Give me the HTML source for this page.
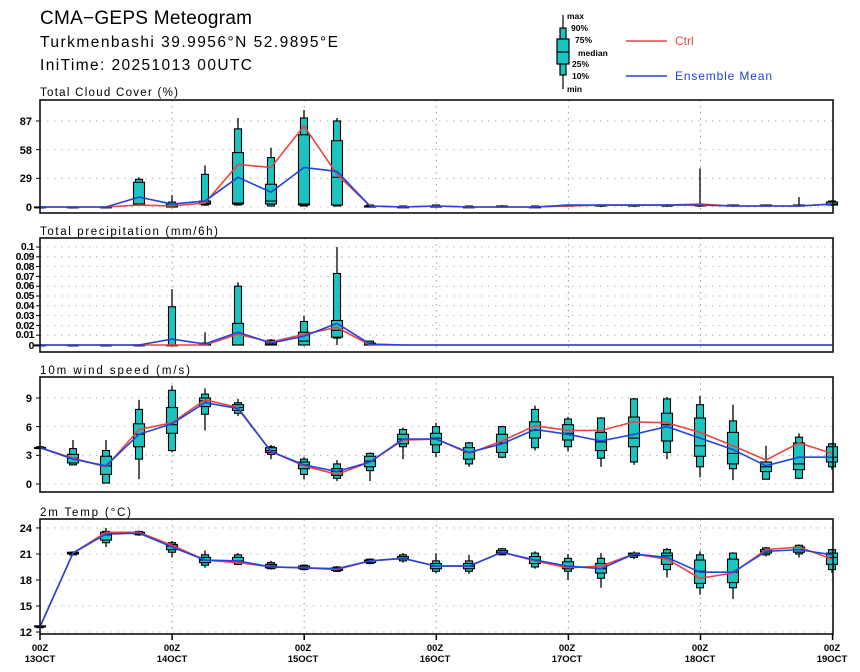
--
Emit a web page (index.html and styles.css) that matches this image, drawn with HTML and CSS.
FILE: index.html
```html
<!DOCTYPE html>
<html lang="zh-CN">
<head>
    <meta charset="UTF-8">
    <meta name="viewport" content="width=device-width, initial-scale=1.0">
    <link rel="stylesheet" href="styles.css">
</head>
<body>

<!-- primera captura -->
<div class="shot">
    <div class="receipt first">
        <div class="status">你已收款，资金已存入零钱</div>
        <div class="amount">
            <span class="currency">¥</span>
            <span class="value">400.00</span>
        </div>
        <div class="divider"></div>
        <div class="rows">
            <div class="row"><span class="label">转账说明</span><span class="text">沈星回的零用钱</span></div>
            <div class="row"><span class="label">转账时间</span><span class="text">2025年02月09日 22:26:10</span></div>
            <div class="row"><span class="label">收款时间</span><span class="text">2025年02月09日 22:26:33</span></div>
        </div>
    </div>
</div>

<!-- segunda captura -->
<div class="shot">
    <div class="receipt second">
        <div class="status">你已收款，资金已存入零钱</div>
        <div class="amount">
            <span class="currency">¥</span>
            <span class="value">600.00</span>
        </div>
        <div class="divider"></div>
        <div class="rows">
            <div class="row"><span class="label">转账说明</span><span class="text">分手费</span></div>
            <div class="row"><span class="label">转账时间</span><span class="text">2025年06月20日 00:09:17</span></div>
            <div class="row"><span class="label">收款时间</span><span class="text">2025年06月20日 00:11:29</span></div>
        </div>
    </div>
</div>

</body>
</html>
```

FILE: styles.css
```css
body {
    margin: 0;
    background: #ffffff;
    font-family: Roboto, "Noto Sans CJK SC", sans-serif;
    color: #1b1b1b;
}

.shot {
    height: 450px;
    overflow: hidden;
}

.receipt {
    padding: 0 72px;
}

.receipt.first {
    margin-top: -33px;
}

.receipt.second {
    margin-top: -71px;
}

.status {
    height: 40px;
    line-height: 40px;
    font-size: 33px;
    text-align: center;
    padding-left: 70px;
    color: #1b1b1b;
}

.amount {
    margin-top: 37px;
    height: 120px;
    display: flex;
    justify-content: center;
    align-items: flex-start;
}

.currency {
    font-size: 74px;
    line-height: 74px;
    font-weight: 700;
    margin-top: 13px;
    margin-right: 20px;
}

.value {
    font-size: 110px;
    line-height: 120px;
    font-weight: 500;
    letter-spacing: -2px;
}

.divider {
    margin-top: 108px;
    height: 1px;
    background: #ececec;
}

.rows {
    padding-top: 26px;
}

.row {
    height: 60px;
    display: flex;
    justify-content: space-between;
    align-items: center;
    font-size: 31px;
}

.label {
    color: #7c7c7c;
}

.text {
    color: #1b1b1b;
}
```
---
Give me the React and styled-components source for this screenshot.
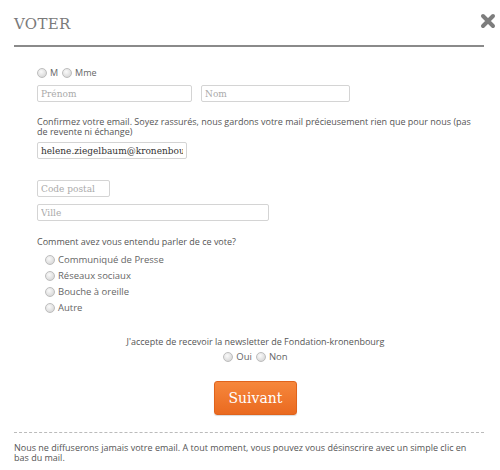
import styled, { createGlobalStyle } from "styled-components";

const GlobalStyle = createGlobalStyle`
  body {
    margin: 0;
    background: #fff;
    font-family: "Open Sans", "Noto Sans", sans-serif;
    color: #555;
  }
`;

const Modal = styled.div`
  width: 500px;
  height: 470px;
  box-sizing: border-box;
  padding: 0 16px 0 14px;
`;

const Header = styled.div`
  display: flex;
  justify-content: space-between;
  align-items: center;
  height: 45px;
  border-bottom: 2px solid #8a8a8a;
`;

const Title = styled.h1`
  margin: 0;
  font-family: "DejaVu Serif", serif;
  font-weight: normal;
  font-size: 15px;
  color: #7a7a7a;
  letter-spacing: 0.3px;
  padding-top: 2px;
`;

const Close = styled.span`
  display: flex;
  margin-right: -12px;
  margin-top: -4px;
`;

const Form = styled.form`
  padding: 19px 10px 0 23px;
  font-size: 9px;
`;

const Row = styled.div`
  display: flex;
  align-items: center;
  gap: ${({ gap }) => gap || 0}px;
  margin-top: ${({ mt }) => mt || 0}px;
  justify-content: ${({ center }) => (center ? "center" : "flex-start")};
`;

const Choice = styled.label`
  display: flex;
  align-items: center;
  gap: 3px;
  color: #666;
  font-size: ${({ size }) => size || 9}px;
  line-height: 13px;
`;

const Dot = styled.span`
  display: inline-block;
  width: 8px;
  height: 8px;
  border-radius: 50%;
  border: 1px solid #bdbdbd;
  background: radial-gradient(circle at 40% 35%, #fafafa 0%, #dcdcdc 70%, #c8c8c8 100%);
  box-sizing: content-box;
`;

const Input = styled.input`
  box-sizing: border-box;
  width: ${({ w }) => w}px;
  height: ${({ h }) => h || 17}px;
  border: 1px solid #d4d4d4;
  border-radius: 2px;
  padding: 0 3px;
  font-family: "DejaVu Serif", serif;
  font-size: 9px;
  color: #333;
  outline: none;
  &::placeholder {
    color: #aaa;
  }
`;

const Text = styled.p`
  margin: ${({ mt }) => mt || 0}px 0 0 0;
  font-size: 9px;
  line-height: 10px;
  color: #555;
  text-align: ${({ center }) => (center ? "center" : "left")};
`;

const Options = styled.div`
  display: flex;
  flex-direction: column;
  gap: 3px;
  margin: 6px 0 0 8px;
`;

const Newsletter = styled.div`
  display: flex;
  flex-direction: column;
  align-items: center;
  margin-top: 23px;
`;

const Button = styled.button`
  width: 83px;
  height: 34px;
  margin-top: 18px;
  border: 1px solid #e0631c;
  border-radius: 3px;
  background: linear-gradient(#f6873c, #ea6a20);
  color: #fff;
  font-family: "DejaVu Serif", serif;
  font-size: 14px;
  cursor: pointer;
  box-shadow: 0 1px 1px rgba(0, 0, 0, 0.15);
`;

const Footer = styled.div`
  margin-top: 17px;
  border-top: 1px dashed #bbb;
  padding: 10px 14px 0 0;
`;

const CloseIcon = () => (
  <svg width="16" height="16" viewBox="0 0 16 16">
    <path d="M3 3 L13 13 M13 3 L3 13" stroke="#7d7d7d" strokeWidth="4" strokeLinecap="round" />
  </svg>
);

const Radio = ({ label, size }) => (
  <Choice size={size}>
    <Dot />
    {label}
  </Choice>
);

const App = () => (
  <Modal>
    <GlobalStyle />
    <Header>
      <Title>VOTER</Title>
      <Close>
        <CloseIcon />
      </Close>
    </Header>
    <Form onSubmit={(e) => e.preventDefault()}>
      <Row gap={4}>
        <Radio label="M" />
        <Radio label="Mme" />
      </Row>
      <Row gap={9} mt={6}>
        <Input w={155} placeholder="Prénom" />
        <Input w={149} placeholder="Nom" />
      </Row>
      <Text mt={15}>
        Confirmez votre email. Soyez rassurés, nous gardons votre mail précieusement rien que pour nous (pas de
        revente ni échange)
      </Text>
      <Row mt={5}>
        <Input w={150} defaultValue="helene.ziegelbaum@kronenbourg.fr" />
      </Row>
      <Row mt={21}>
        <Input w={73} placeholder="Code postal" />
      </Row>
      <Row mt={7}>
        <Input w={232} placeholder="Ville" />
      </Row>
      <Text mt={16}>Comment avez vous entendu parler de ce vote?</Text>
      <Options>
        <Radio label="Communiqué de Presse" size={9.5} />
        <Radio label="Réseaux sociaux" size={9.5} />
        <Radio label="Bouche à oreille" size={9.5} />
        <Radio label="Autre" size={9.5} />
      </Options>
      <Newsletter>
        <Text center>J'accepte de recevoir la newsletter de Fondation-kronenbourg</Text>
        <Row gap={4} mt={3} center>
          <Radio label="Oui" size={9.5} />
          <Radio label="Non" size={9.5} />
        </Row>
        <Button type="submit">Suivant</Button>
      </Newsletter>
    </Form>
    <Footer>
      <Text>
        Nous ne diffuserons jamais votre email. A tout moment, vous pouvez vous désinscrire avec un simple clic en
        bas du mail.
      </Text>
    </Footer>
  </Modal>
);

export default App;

- [What you will do] Pick out the lines that contain "Give" and copy them.

- [Reply to the exercise]
Give me the HTML source for this page.
Give me the React and styled-components source for this screenshot.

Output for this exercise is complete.